→ Challenge
Gather each line of the entries below that includes "this".

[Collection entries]
"""
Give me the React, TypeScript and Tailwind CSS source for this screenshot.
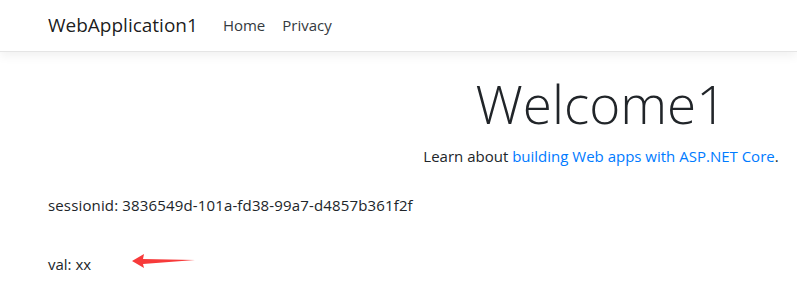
export default function App() {
  return (
    <div className="w-[797px] h-[297px] overflow-hidden bg-white text-[#212529] font-['Open_Sans',sans-serif]">
      <header className="h-[52px] border-b border-[#e5e5e5] shadow-[0_4px_10px_rgba(0,0,0,0.06)] flex items-center px-[48px]">
        <a className="text-[19px] text-black/90 mr-[25px]">WebApplication1</a>
        <nav className="flex gap-[17px] text-[15px] text-[#343a40]">
          <a>Home</a>
          <a>Privacy</a>
        </nav>
      </header>

      <main className="px-[48px] pt-[20px]">
        <div className="w-[1106px] text-center">
          <h1 className="text-[53px] font-light leading-[1.2]">Welcome1</h1>
          <p className="text-[15px] mt-[9px]">
            Learn about <a className="text-[#007bff]">building Web apps with ASP.NET Core</a>.
          </p>
        </div>

        <p className="text-[15px] mt-[27px] tracking-[0.15px]">sessionid: 3836549d-101a-fd38-99a7-d4857b361f2f</p>

        <div className="flex items-center mt-[36px]">
          <p className="text-[15px]">val: xx</p>
          <svg width="66" height="18" viewBox="0 0 66 18" className="ml-[40px] -mt-[6px]">
            <polygon points="1,9 13,2 12,7 64,8 12,12 13,16" fill="#f73a3a" />
          </svg>
        </div>
      </main>
    </div>
  );
}
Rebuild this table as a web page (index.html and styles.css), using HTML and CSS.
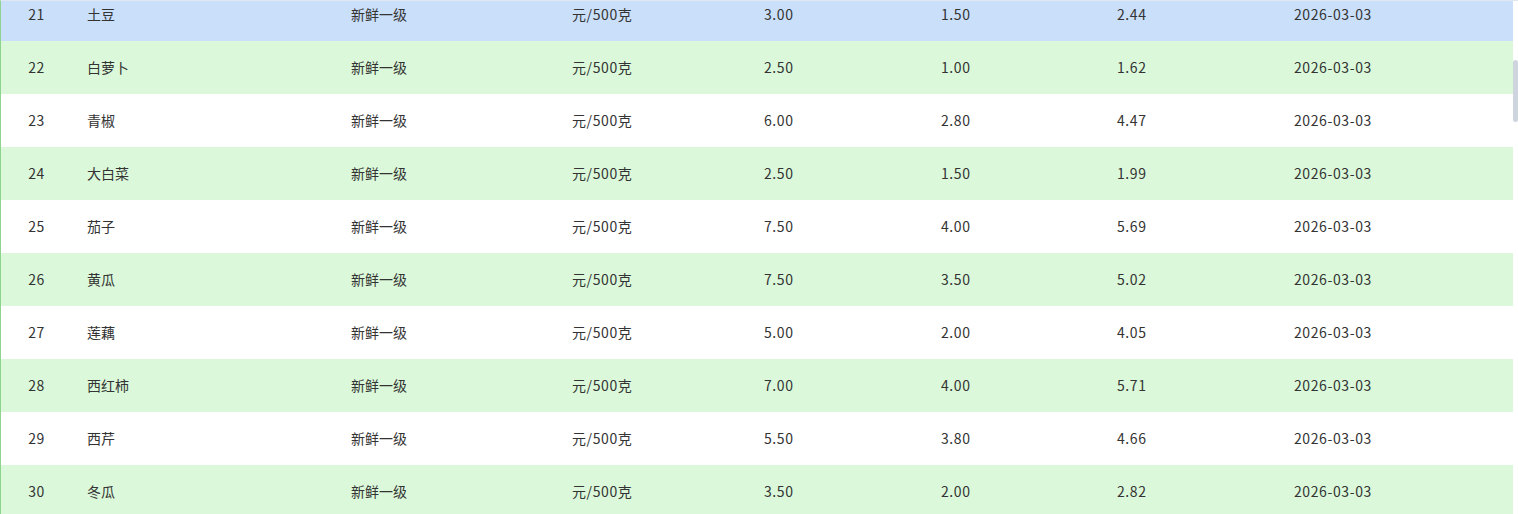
FILE: index.html
```html
<!DOCTYPE html>
<html lang="zh">
<head>
<meta charset="utf-8">
<title>价格表</title>
<link rel="stylesheet" href="styles.css">
</head>
<body>
<div class="viewport">
  <div class="table">
    <div class="row sel"><span class="c idx n">21</span><span class="c">土豆</span><span class="c">新鲜一级</span><span class="c n">元/500克</span><span class="c n">3.00</span><span class="c n">1.50</span><span class="c n">2.44</span><span class="c n">2026-03-03</span></div>
    <div class="row alt"><span class="c idx n">22</span><span class="c">白萝卜</span><span class="c">新鲜一级</span><span class="c n">元/500克</span><span class="c n">2.50</span><span class="c n">1.00</span><span class="c n">1.62</span><span class="c n">2026-03-03</span></div>
    <div class="row"><span class="c idx n">23</span><span class="c">青椒</span><span class="c">新鲜一级</span><span class="c n">元/500克</span><span class="c n">6.00</span><span class="c n">2.80</span><span class="c n">4.47</span><span class="c n">2026-03-03</span></div>
    <div class="row alt"><span class="c idx n">24</span><span class="c">大白菜</span><span class="c">新鲜一级</span><span class="c n">元/500克</span><span class="c n">2.50</span><span class="c n">1.50</span><span class="c n">1.99</span><span class="c n">2026-03-03</span></div>
    <div class="row"><span class="c idx n">25</span><span class="c">茄子</span><span class="c">新鲜一级</span><span class="c n">元/500克</span><span class="c n">7.50</span><span class="c n">4.00</span><span class="c n">5.69</span><span class="c n">2026-03-03</span></div>
    <div class="row alt"><span class="c idx n">26</span><span class="c">黄瓜</span><span class="c">新鲜一级</span><span class="c n">元/500克</span><span class="c n">7.50</span><span class="c n">3.50</span><span class="c n">5.02</span><span class="c n">2026-03-03</span></div>
    <div class="row"><span class="c idx n">27</span><span class="c">莲藕</span><span class="c">新鲜一级</span><span class="c n">元/500克</span><span class="c n">5.00</span><span class="c n">2.00</span><span class="c n">4.05</span><span class="c n">2026-03-03</span></div>
    <div class="row alt"><span class="c idx n">28</span><span class="c">西红柿</span><span class="c">新鲜一级</span><span class="c n">元/500克</span><span class="c n">7.00</span><span class="c n">4.00</span><span class="c n">5.71</span><span class="c n">2026-03-03</span></div>
    <div class="row"><span class="c idx n">29</span><span class="c">西芹</span><span class="c">新鲜一级</span><span class="c n">元/500克</span><span class="c n">5.50</span><span class="c n">3.80</span><span class="c n">4.66</span><span class="c n">2026-03-03</span></div>
    <div class="row alt"><span class="c idx n">30</span><span class="c">冬瓜</span><span class="c">新鲜一级</span><span class="c n">元/500克</span><span class="c n">3.50</span><span class="c n">2.00</span><span class="c n">2.82</span><span class="c n">2026-03-03</span></div>
  </div>
  <div class="thumb"></div>
</div>
</body>
</html>
```

FILE: styles.css
```css
html, body {
  margin: 0;
  padding: 0;
  background: #fff;
}
body {
  font-family: "Microsoft YaHei", "Noto Sans CJK SC", sans-serif;
  font-size: 14px;
  color: #333;
}
.viewport {
  position: relative;
  width: 1517px;
  height: 513px;
  overflow: hidden;
  border-top: 1px solid #dfe7f1;
  border-left: 1px solid #8ed48e;
}
.table {
  width: 1512px;
  margin-top: -13px;
}
.row {
  display: grid;
  grid-template-columns: 71px 264px 221px 192px 177px 176px 177px 234px;
  height: 53px;
  box-sizing: border-box;
  padding-bottom: 2px;
  align-items: center;
  background: #fff;
}
.row.alt { background: #dbf9da; }
.row.sel { background: #cadff9; }
.c {
  padding-left: 15px;
  white-space: nowrap;
}
.c.n {
  letter-spacing: 0.6px;
}
.c.idx {
  padding-left: 0;
  text-align: center;
}
.thumb {
  position: absolute;
  right: 0;
  top: 59px;
  width: 5px;
  height: 62px;
  border-radius: 3px;
  background: #cfd5de;
}
```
"""
→ Answer
Give me the React, TypeScript and Tailwind CSS source for this screenshot.
Rebuild this table as a web page (index.html and styles.css), using HTML and CSS.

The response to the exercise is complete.